WHAT IS REQUIRED = Lines holding the string "this" are the ones to copy; find them all in the data.

(Pages as source code)
------------------------------------------------------------

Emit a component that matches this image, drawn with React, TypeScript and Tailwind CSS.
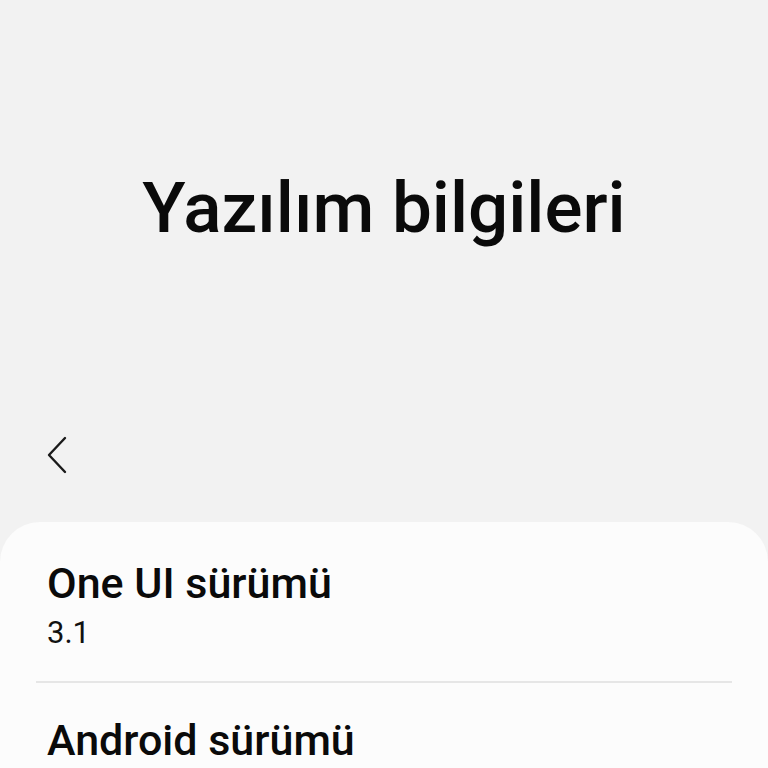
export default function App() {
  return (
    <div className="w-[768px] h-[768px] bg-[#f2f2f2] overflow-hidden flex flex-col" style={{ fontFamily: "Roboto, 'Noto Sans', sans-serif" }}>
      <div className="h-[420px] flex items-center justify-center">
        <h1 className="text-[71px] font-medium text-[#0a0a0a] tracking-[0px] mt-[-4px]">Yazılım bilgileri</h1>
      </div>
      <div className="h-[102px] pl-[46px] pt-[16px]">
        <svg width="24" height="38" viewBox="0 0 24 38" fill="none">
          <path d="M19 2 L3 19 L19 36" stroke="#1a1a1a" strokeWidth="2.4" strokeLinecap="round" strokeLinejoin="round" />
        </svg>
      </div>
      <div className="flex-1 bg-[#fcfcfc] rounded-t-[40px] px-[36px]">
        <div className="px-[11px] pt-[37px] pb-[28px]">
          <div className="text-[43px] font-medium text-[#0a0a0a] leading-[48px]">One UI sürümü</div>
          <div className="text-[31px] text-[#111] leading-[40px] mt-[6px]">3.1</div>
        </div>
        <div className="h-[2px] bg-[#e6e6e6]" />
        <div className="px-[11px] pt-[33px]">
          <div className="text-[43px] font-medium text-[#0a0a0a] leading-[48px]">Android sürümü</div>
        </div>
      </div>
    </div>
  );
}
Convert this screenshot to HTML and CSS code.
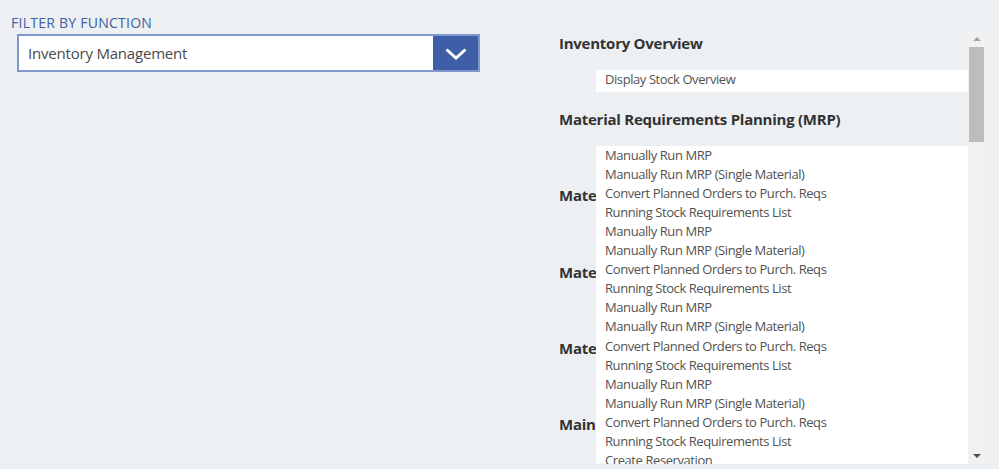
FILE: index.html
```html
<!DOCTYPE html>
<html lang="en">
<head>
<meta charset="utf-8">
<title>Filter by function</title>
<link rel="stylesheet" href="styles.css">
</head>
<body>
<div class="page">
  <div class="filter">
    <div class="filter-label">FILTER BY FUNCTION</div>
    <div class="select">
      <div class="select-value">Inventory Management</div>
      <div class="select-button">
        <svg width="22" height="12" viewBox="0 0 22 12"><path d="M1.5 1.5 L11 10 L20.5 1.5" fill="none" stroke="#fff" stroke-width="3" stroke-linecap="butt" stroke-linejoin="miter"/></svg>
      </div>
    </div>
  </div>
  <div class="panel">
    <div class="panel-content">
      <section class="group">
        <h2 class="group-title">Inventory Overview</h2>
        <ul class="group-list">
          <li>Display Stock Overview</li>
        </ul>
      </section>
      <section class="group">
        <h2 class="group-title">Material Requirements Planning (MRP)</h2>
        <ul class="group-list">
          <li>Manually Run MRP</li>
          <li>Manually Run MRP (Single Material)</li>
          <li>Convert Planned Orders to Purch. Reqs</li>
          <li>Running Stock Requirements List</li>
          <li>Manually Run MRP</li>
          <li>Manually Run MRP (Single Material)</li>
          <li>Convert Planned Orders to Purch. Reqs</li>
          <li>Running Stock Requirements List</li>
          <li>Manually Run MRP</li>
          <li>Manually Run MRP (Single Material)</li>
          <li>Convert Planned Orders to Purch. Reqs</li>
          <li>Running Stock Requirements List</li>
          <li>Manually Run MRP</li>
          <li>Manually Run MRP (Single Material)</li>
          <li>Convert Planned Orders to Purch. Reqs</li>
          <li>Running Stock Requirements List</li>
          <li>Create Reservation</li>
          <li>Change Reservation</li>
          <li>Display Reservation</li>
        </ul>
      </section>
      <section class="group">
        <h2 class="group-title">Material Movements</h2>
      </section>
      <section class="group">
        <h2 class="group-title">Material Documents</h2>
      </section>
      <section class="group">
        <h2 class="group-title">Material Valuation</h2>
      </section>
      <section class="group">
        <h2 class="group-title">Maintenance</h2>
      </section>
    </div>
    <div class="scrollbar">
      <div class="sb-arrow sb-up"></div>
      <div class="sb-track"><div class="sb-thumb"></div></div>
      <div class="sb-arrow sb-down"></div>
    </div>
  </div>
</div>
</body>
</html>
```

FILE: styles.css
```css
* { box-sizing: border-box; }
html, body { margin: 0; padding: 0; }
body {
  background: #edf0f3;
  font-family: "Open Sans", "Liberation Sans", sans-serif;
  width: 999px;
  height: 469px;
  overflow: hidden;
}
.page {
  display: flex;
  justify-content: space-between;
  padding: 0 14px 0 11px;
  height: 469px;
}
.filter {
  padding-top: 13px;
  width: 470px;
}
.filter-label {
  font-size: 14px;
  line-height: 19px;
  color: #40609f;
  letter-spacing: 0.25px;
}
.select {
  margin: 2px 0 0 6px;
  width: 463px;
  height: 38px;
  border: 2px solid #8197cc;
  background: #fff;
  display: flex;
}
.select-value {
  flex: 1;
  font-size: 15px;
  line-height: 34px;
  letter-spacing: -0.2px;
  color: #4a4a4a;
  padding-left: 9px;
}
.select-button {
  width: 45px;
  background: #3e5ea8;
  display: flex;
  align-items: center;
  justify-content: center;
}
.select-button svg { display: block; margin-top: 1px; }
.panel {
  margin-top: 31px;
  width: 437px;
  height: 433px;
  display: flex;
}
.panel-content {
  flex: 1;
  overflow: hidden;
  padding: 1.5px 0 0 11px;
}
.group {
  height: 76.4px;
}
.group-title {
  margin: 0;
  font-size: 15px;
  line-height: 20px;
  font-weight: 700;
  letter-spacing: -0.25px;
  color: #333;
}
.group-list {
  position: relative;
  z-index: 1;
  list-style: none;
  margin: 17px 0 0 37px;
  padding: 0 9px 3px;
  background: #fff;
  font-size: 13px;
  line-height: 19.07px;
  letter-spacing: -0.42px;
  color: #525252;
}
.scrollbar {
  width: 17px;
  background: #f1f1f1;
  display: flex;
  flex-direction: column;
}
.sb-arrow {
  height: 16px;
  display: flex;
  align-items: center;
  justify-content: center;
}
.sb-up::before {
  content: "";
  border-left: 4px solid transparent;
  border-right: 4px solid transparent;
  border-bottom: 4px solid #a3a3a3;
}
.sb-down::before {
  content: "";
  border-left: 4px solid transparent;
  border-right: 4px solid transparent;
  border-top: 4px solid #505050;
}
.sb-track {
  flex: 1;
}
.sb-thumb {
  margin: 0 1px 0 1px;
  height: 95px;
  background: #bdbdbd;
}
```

------------------------------------------------------------

RESULT =
Emit a component that matches this image, drawn with React, TypeScript and Tailwind CSS.
Convert this screenshot to HTML and CSS code.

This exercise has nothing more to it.